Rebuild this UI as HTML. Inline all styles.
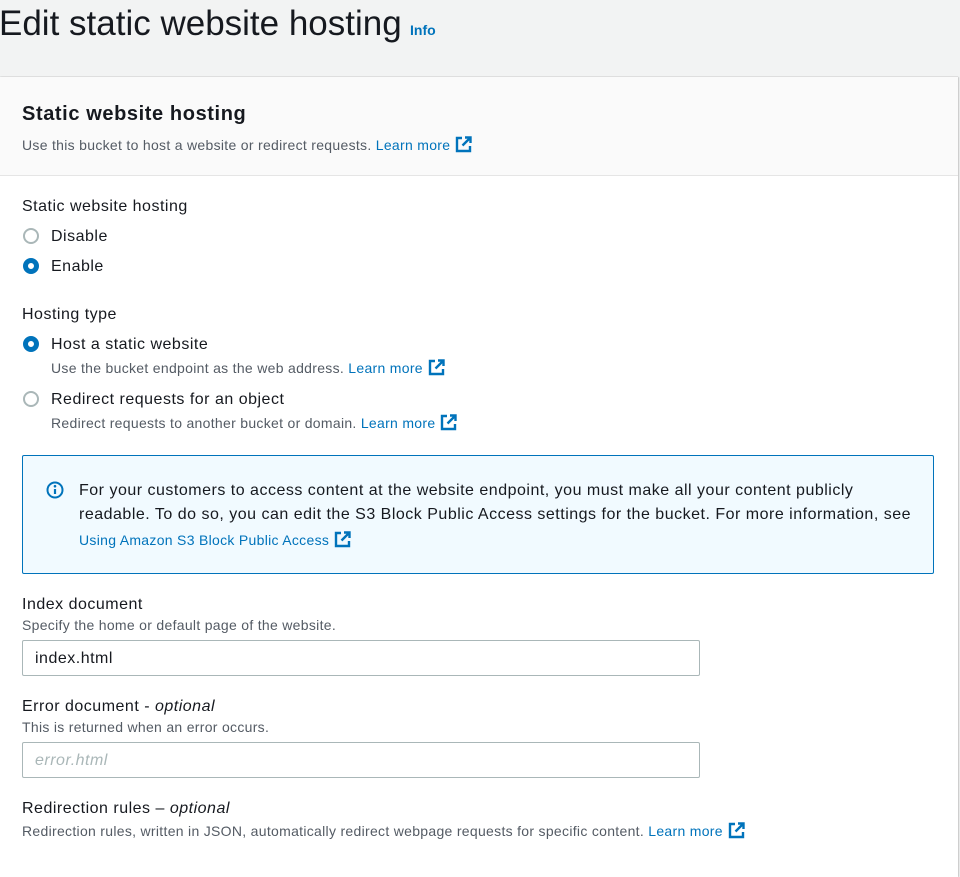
<!DOCTYPE html>
<html><head><meta charset="utf-8"><style>
*{box-sizing:border-box;margin:0;padding:0}
body{width:960px;height:847px;overflow:hidden;background:#f2f3f3;font-family:"Liberation Sans",sans-serif;color:#16191f;position:relative}
.a{position:absolute;white-space:nowrap;line-height:1}
.card{position:absolute;left:0;top:77px;width:958px;height:800px;background:#fff;box-shadow:1px 0 1px #c6c6c6, 0 -1px 0 #e3e5e5}
.hd{position:absolute;left:0;top:0;width:100%;height:99px;background:#fafafa;border-bottom:1px solid #e5e5e5}
.lnk{color:#0073bb}
.d{font-size:14px;color:#545b64;letter-spacing:0.3px}
.l{font-size:16px;letter-spacing:0.5px}
.r{position:absolute;width:16px;height:16px;border-radius:50%;border:2px solid #aab7b8;background:#fff}
.r.on{border:5px solid #0073bb}
.inp{position:absolute;left:22px;width:678px;height:36px;border:1px solid #aab7b8;border-radius:2px;background:#fff}
.ext{display:inline-block;vertical-align:-3px;margin-left:5px}
</style></head><body>
<svg width="0" height="0" style="position:absolute"><defs><g id="e"><path d="M7 2H2v13h13v-5" fill="none" stroke="#0073bb" stroke-width="2.4"/><path d="M10 1.5h5.5v5.5M15.5 1.5L7.5 9.5" fill="none" stroke="#0073bb" stroke-width="2.4"/></g></defs></svg>
<div class="a" style="left:-1px;top:6px;font-size:35px">Edit static website hosting</div>
<div class="a lnk" style="left:410px;top:23px;font-size:14px;font-weight:bold">Info</div>
<div class="card">
<div class="hd"></div>
<div class="a" style="left:22px;top:27px;font-size:20px;font-weight:bold;letter-spacing:0.6px">Static website hosting</div>
<div class="a d" style="left:22px;top:59px">Use this bucket to host a website or redirect requests. <span class="lnk">Learn more</span><svg class="ext" width="17" height="17" viewBox="0 0 17 17"><use href="#e"/></svg></div>

<div class="a l" style="left:22px;top:122px">Static website hosting</div>
<div class="r" style="left:23px;top:151px"></div><div class="a l" style="left:51px;top:152px">Disable</div>
<div class="r on" style="left:23px;top:181px"></div><div class="a l" style="left:51px;top:182px">Enable</div>

<div class="a l" style="left:22px;top:230px">Hosting type</div>
<div class="r on" style="left:23px;top:259px"></div><div class="a l" style="left:51px;top:260px">Host a static website</div>
<div class="a d" style="left:51px;top:282px">Use the bucket endpoint as the web address. <span class="lnk">Learn more</span><svg class="ext" width="17" height="17" viewBox="0 0 17 17"><use href="#e"/></svg></div>
<div class="r" style="left:23px;top:314px"></div><div class="a l" style="left:51px;top:315px">Redirect requests for an object</div>
<div class="a d" style="left:51px;top:337px">Redirect requests to another bucket or domain. <span class="lnk">Learn more</span><svg class="ext" width="17" height="17" viewBox="0 0 17 17"><use href="#e"/></svg></div>

<div style="position:absolute;left:22px;top:378px;width:912px;height:119px;border:1px solid #0073bb;border-radius:2px;background:#f1faff"></div>
<svg style="position:absolute;left:46px;top:404px" width="18" height="18" viewBox="0 0 18 18"><circle cx="9" cy="9" r="7.5" fill="none" stroke="#0073bb" stroke-width="2"/><path d="M9 8v5" stroke="#0073bb" stroke-width="2.2"/><circle cx="9" cy="5.2" r="1.3" fill="#0073bb"/></svg>
<div class="a l" style="left:79px;top:406px">For your customers to access content at the website endpoint, you must make all your content publicly</div>
<div class="a l" style="left:79px;top:430px">readable. To do so, you can edit the S3 Block Public Access settings for the bucket. For more information, see</div>
<div class="a d lnk" style="left:79px;top:454px;color:#0073bb">Using Amazon S3 Block Public Access<svg class="ext" width="17" height="17" viewBox="0 0 17 17"><use href="#e"/></svg></div>

<div class="a l" style="left:22px;top:520px">Index document</div>
<div class="a d" style="left:22px;top:541px">Specify the home or default page of the website.</div>
<div class="inp" style="top:563px"></div><div class="a l" style="left:35px;top:574px">index.html</div>

<div class="a l" style="left:22px;top:622px">Error document - <i>optional</i></div>
<div class="a d" style="left:22px;top:643px">This is returned when an error occurs.</div>
<div class="inp" style="top:665px"></div><div class="a l" style="left:35px;top:676px;color:#aab7b8;font-style:italic">error.html</div>

<div class="a l" style="left:22px;top:724px">Redirection rules – <i>optional</i></div>
<div class="a d" style="left:22px;top:745px">Redirection rules, written in JSON, automatically redirect webpage requests for specific content. <span class="lnk">Learn more</span><svg class="ext" width="17" height="17" viewBox="0 0 17 17"><use href="#e"/></svg></div>
</div>
</body></html>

Exercise aim =>
Copy the listing in full and without alteration, omitting every picture.

Result of this task =>
Rebuild this UI as HTML. Inline all styles.
<!DOCTYPE html>
<html><head><meta charset="utf-8"><style>
*{box-sizing:border-box;margin:0;padding:0}
body{width:960px;height:847px;overflow:hidden;background:#f2f3f3;font-family:"Liberation Sans",sans-serif;color:#16191f;position:relative}
.a{position:absolute;white-space:nowrap;line-height:1}
.card{position:absolute;left:0;top:77px;width:958px;height:800px;background:#fff;box-shadow:1px 0 1px #c6c6c6, 0 -1px 0 #e3e5e5}
.hd{position:absolute;left:0;top:0;width:100%;height:99px;background:#fafafa;border-bottom:1px solid #e5e5e5}
.lnk{color:#0073bb}
.d{font-size:14px;color:#545b64;letter-spacing:0.3px}
.l{font-size:16px;letter-spacing:0.5px}
.r{position:absolute;width:16px;height:16px;border-radius:50%;border:2px solid #aab7b8;background:#fff}
.r.on{border:5px solid #0073bb}
.inp{position:absolute;left:22px;width:678px;height:36px;border:1px solid #aab7b8;border-radius:2px;background:#fff}
.ext{display:inline-block;vertical-align:-3px;margin-left:5px}
</style></head><body>
<svg width="0" height="0" style="position:absolute"><defs><g id="e"><path d="M7 2H2v13h13v-5" fill="none" stroke="#0073bb" stroke-width="2.4"/><path d="M10 1.5h5.5v5.5M15.5 1.5L7.5 9.5" fill="none" stroke="#0073bb" stroke-width="2.4"/></g></defs></svg>
<div class="a" style="left:-1px;top:6px;font-size:35px">Edit static website hosting</div>
<div class="a lnk" style="left:410px;top:23px;font-size:14px;font-weight:bold">Info</div>
<div class="card">
<div class="hd"></div>
<div class="a" style="left:22px;top:27px;font-size:20px;font-weight:bold;letter-spacing:0.6px">Static website hosting</div>
<div class="a d" style="left:22px;top:59px">Use this bucket to host a website or redirect requests. <span class="lnk">Learn more</span><svg class="ext" width="17" height="17" viewBox="0 0 17 17"><use href="#e"/></svg></div>

<div class="a l" style="left:22px;top:122px">Static website hosting</div>
<div class="r" style="left:23px;top:151px"></div><div class="a l" style="left:51px;top:152px">Disable</div>
<div class="r on" style="left:23px;top:181px"></div><div class="a l" style="left:51px;top:182px">Enable</div>

<div class="a l" style="left:22px;top:230px">Hosting type</div>
<div class="r on" style="left:23px;top:259px"></div><div class="a l" style="left:51px;top:260px">Host a static website</div>
<div class="a d" style="left:51px;top:282px">Use the bucket endpoint as the web address. <span class="lnk">Learn more</span><svg class="ext" width="17" height="17" viewBox="0 0 17 17"><use href="#e"/></svg></div>
<div class="r" style="left:23px;top:314px"></div><div class="a l" style="left:51px;top:315px">Redirect requests for an object</div>
<div class="a d" style="left:51px;top:337px">Redirect requests to another bucket or domain. <span class="lnk">Learn more</span><svg class="ext" width="17" height="17" viewBox="0 0 17 17"><use href="#e"/></svg></div>

<div style="position:absolute;left:22px;top:378px;width:912px;height:119px;border:1px solid #0073bb;border-radius:2px;background:#f1faff"></div>
<svg style="position:absolute;left:46px;top:404px" width="18" height="18" viewBox="0 0 18 18"><circle cx="9" cy="9" r="7.5" fill="none" stroke="#0073bb" stroke-width="2"/><path d="M9 8v5" stroke="#0073bb" stroke-width="2.2"/><circle cx="9" cy="5.2" r="1.3" fill="#0073bb"/></svg>
<div class="a l" style="left:79px;top:406px">For your customers to access content at the website endpoint, you must make all your content publicly</div>
<div class="a l" style="left:79px;top:430px">readable. To do so, you can edit the S3 Block Public Access settings for the bucket. For more information, see</div>
<div class="a d lnk" style="left:79px;top:454px;color:#0073bb">Using Amazon S3 Block Public Access<svg class="ext" width="17" height="17" viewBox="0 0 17 17"><use href="#e"/></svg></div>

<div class="a l" style="left:22px;top:520px">Index document</div>
<div class="a d" style="left:22px;top:541px">Specify the home or default page of the website.</div>
<div class="inp" style="top:563px"></div><div class="a l" style="left:35px;top:574px">index.html</div>

<div class="a l" style="left:22px;top:622px">Error document - <i>optional</i></div>
<div class="a d" style="left:22px;top:643px">This is returned when an error occurs.</div>
<div class="inp" style="top:665px"></div><div class="a l" style="left:35px;top:676px;color:#aab7b8;font-style:italic">error.html</div>

<div class="a l" style="left:22px;top:724px">Redirection rules – <i>optional</i></div>
<div class="a d" style="left:22px;top:745px">Redirection rules, written in JSON, automatically redirect webpage requests for specific content. <span class="lnk">Learn more</span><svg class="ext" width="17" height="17" viewBox="0 0 17 17"><use href="#e"/></svg></div>
</div>
</body></html>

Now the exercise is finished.